The Fear of Being Misunderstood

You see I am a loud person and I have a million thoughts that flow through my brain all at once. I think fast and I speak even faster. I get overly enthusiastic about ordinary things. I speak with energy, and I like for energy to be given back to me. I send 10 text messages in a row, each a sentence long, and you better believe they are full of exclamation points. I apologize over the smallest things and I am constantly searching for the deeper-meaning of most everything.
I used to hate this about myself. I blamed and questioned myself. I would overthink my childhood memories and wonder what made me this way. I would worry about things I may or may not have said to people days, months, or even years ago.
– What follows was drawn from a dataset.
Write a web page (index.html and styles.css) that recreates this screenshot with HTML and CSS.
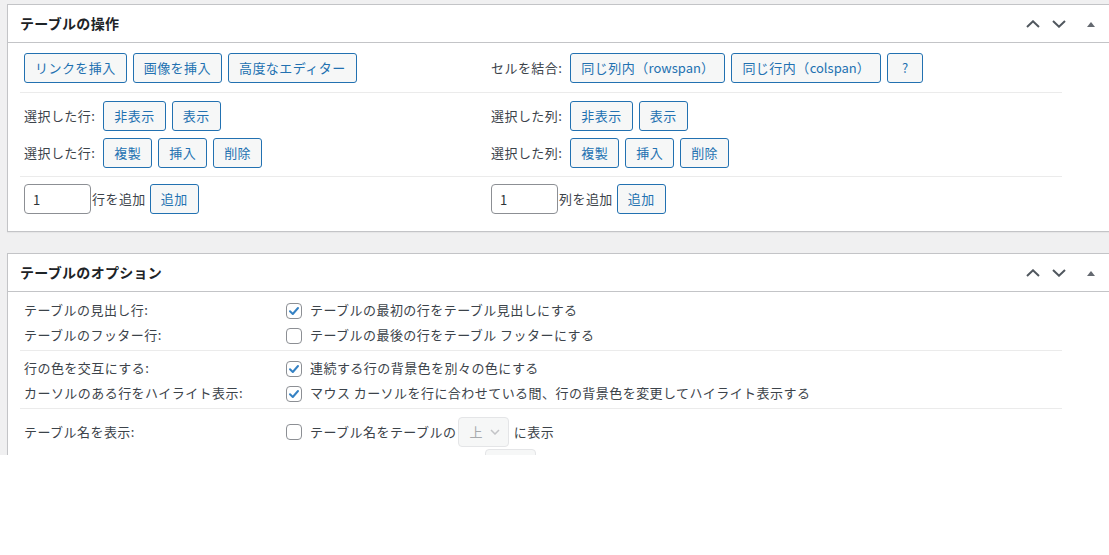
FILE: index.html
```html
<!DOCTYPE html>
<html lang="ja">

<head>
  <meta charset="UTF-8" />
  <title>テーブルの操作</title>
  <link rel="stylesheet" href="styles.css">
</head>

<body>
  <div class="screen">

    <!-- テーブルの操作 -->
    <div class="postbox">
      <div class="postbox-header">
        <h2>テーブルの操作</h2>
        <div class="handle-actions">
          <span class="handle up"><svg width="14" height="8" viewBox="0 0 14 8"><polyline points="1,7 7,1.3 13,7" /></svg></span>
          <span class="handle down"><svg width="14" height="8" viewBox="0 0 14 8"><polyline points="1,1 7,6.7 13,1" /></svg></span>
          <span class="handle toggle"><svg width="8" height="5" viewBox="0 0 8 5"><polygon points="0,5 4,0 8,5" /></svg></span>
        </div>
      </div>
      <div class="inside">
        <div class="ops">
          <div class="ops-row first">
            <div class="cell">
              <button class="btn">リンクを挿入</button>
              <button class="btn">画像を挿入</button>
              <button class="btn">高度なエディター</button>
            </div>
            <div class="cell">
              <span class="label">セルを結合:</span>
              <button class="btn">同じ列内（<span class="en">rowspan</span>）</button>
              <button class="btn">同じ行内（<span class="en">colspan</span>）</button>
              <button class="btn help">?</button>
            </div>
          </div>

          <div class="ops-row middle">
            <div class="cell stack">
              <div class="line"><span class="label">選択した行:</span><button class="btn">非表示</button><button class="btn">表示</button></div>
              <div class="line"><span class="label">選択した行:</span><button class="btn">複製</button><button class="btn">挿入</button><button class="btn">削除</button></div>
            </div>
            <div class="cell stack">
              <div class="line"><span class="label">選択した列:</span><button class="btn">非表示</button><button class="btn">表示</button></div>
              <div class="line"><span class="label">選択した列:</span><button class="btn">複製</button><button class="btn">挿入</button><button class="btn">削除</button></div>
            </div>
          </div>

          <div class="ops-row last">
            <div class="cell">
              <input class="num" type="text" value="1"><span class="add-text">行を追加</span><button class="btn">追加</button>
            </div>
            <div class="cell">
              <input class="num" type="text" value="1"><span class="add-text">列を追加</span><button class="btn">追加</button>
            </div>
          </div>
        </div>
      </div>
    </div>

    <!-- テーブルのオプション -->
    <div class="postbox">
      <div class="postbox-header">
        <h2>テーブルのオプション</h2>
        <div class="handle-actions">
          <span class="handle up"><svg width="14" height="8" viewBox="0 0 14 8"><polyline points="1,7 7,1.3 13,7" /></svg></span>
          <span class="handle down"><svg width="14" height="8" viewBox="0 0 14 8"><polyline points="1,1 7,6.7 13,1" /></svg></span>
          <span class="handle toggle"><svg width="8" height="5" viewBox="0 0 8 5"><polygon points="0,5 4,0 8,5" /></svg></span>
        </div>
      </div>
      <div class="inside">
        <div class="options">
          <div class="opt-group g1">
            <div class="opt-row">
              <div class="opt-label">テーブルの見出し行:</div>
              <div class="opt-field"><span class="check on"><svg width="16" height="16" viewBox="0 0 16 16"><polyline points="4,8.3 6.8,11 12,5" /></svg></span>テーブルの最初の行をテーブル見出しにする</div>
            </div>
            <div class="opt-row">
              <div class="opt-label">テーブルのフッター行:</div>
              <div class="opt-field"><span class="check"></span>テーブルの最後の行をテーブル フッターにする</div>
            </div>
          </div>

          <div class="opt-group g2">
            <div class="opt-row">
              <div class="opt-label">行の色を交互にする:</div>
              <div class="opt-field"><span class="check on"><svg width="16" height="16" viewBox="0 0 16 16"><polyline points="4,8.3 6.8,11 12,5" /></svg></span>連続する行の背景色を別々の色にする</div>
            </div>
            <div class="opt-row">
              <div class="opt-label">カーソルのある行をハイライト表示:</div>
              <div class="opt-field"><span class="check on"><svg width="16" height="16" viewBox="0 0 16 16"><polyline points="4,8.3 6.8,11 12,5" /></svg></span>マウス カーソルを行に合わせている間、行の背景色を変更してハイライト表示する</div>
            </div>
          </div>

          <div class="opt-group g3">
            <div class="opt-row tall">
              <div class="opt-label">テーブル名を表示:</div>
              <div class="opt-field"><span class="check"></span>テーブル名をテーブルの<span class="select">上<svg width="10" height="6" viewBox="0 0 10 6"><polyline points="1,1 5,5 9,1" /></svg></span>に表示</div>
            </div>
            <div class="opt-row tall">
              <div class="opt-label">テーブルの説明を表示:</div>
              <div class="opt-field"><span class="check"></span>テーブルの説明をテーブルの<span class="select">下<svg width="10" height="6" viewBox="0 0 10 6"><polyline points="1,1 5,5 9,1" /></svg></span>に表示</div>
            </div>
          </div>
        </div>
      </div>
    </div>

  </div>
</body>

</html>
```

FILE: styles.css
```css
* {
  box-sizing: border-box;
}

html,
body {
  margin: 0;
  padding: 0;
  background: #fff;
}

body {
  font-family: "Noto Sans CJK JP", "Noto Sans", sans-serif;
  font-size: 13px;
  line-height: 1.4;
  letter-spacing: 0.45px;
  color: #3c434a;
}

.screen {
  height: 455px;
  overflow: hidden;
  background: #f0f0f1;
  padding: 4px 0 0 7px;
}

.postbox {
  width: 1104px;
  background: #fff;
  border: 1px solid #c3c4c7;
  box-shadow: 0 1px 1px rgba(0, 0, 0, 0.04);
  margin-bottom: 21px;
}

.postbox-header {
  display: flex;
  align-items: center;
  height: 38px;
  border-bottom: 1px solid #c3c4c7;
}

.postbox-header h2 {
  flex: 1;
  margin: 0;
  padding: 0 12px;
  font-size: 14px;
  font-weight: 700;
  line-height: 37px;
  letter-spacing: 0.3px;
  color: #1d2327;
}

.handle-actions {
  display: flex;
  height: 37px;
}

.handle {
  display: flex;
  align-items: center;
  justify-content: center;
  width: 26px;
}

.handle.toggle {
  width: 38px;
  padding-top: 1px;
}

.handle polyline {
  fill: none;
  stroke: #50575e;
  stroke-width: 2;
}

.handle polygon {
  fill: #646970;
}

.inside {
  padding: 0 12px 14px;
}

/* テーブルの操作 */

.ops {
  width: 1042px;
}

.ops-row {
  display: grid;
  grid-template-columns: 467px 1fr;
  border-bottom: 1px solid #ebebeb;
}

.ops-row.first {
  padding: 10px 0 9px;
}

.ops-row.middle {
  padding: 8px 0 8px;
}

.ops-row.last {
  padding: 7px 0 3px;
  border-bottom: none;
}

.cell {
  display: flex;
  align-items: center;
  padding: 0 4px;
}

.cell.stack {
  flex-direction: column;
  align-items: flex-start;
  gap: 7px;
}

.line {
  display: flex;
  align-items: center;
}

.label {
  margin-right: 8px;
  white-space: nowrap;
}

.btn {
  height: 30px;
  margin: 0 6px 0 0;
  padding: 0 10px;
  font-family: inherit;
  font-size: 13px;
  line-height: 28px;
  letter-spacing: 0.45px;
  color: #2271b1;
  background: #f6f7f7;
  border: 1px solid #2271b1;
  border-radius: 3px;
  white-space: nowrap;
  cursor: pointer;
}

.btn .en {
  letter-spacing: 0;
}

.btn.help {
  min-width: 36px;
}

.num {
  width: 67px;
  height: 30px;
  padding: 0 8px;
  font-family: inherit;
  font-size: 13px;
  color: #2c3338;
  border: 1px solid #8c8f94;
  border-radius: 4px;
}

.add-text {
  margin: 0 4px 0 1px;
}

/* テーブルのオプション */

.options {
  width: 1042px;
}

.opt-group {
  border-bottom: 1px solid #ebebeb;
}

.opt-group.g1 {
  padding: 6px 0 2px;
}

.opt-group.g2 {
  padding: 5px 0 2px;
}

.opt-group.g3 {
  padding: 8px 0 0;
  border-bottom: none;
}

.opt-row {
  display: grid;
  grid-template-columns: 262px 1fr;
  align-items: center;
  height: 25px;
}

.opt-row.tall {
  height: 30px;
  margin-bottom: 2px;
}

.opt-label,
.opt-field {
  padding: 0 4px;
  white-space: nowrap;
}

.opt-field {
  display: flex;
  align-items: center;
}

.check {
  display: inline-block;
  width: 16px;
  height: 16px;
  margin-right: 8px;
  border: 1px solid #8c8f94;
  border-radius: 4px;
  background: #fff;
  position: relative;
}

.check svg {
  position: absolute;
  left: -1px;
  top: -1px;
}

.check polyline {
  fill: none;
  stroke: #3582c4;
  stroke-width: 2;
  stroke-linecap: round;
  stroke-linejoin: round;
}

.select {
  display: inline-flex;
  align-items: center;
  gap: 7px;
  height: 30px;
  margin: 0 5px 0 2px;
  padding: 0 8px 0 10px;
  color: #a7aaad;
  background: #f6f7f7;
  border: 1px solid #e4e5e7;
  border-radius: 4px;
}

.select polyline {
  fill: none;
  stroke: #c3c4c7;
  stroke-width: 1.5;
}
```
So I tried to settle myself down. I bottled excitement and I worked really hard to speak in a "normal voice."
But you know what, I am loud and that's ok. It's what makes me, me...

I live loud. I trust loud. I put my heart into everything. I laugh loud. I love loud. I work hard to make things meaningful. I cry loud. I talk even louder, but more than anything I BELIEVE loud.

Several months ago I decided I was tired of worrying about what other people thought. It was time I started liking myself and being proud of who I am.  Proverbs 4:23 TLB says "Above all else, guard your affections. For they influence everything else in your life." That word INFLUENCE really stood out to me. It was as if the word was in bold and highlighted. We should be treating our hearts like a wellspring. A wellspring is a source of clean, fresh, safe water that nourishes the life of the plants and animals surrounding it. So basically it INFLUENCES everything around it! If that wellspring is contaminated somehow, or if it is cut off from its source deep within the earth, everything in the area is affected. Things wither and die. So a wellspring is worth guarding and caring for, protecting from pollution, and maintaining its connection to the source (STRONG, Bevere).
So by trying to settle myself down and bottling my excitement I was NOT guarding my affections. I let other people/things contaminate my wellspring which kept me from being able to nourish the life surrounding me. I needed to start caring a little more for myself and taking care of my heart properly so that I could be a better influence for not only friends/family but for my daughter!
I am growing a little more each and every day but it most definitely hasn't been the journey that I imagined. This path looks different but I am learning so much. I have always struggled with "hearing" God. I guess I never actually understood His language. If that's you just know that you're not alone. Prayer and meditation are actually much more about what we hear than what we say. It's taken some time to learn but I promise that cloudy fog of understanding can be cleared away for you just the same as it was for me.
I challenge you to lay in silence before bed tonight and just listen. Don't plead or ask for anything, listen. Rivers of our own words will not wash us clean. Allow Him to set you free from the thoughts that wear you down and replenish your soul as you sleep. "Be still, and know that I am God." Psalms 46:10. Let's learn how to believe louder together!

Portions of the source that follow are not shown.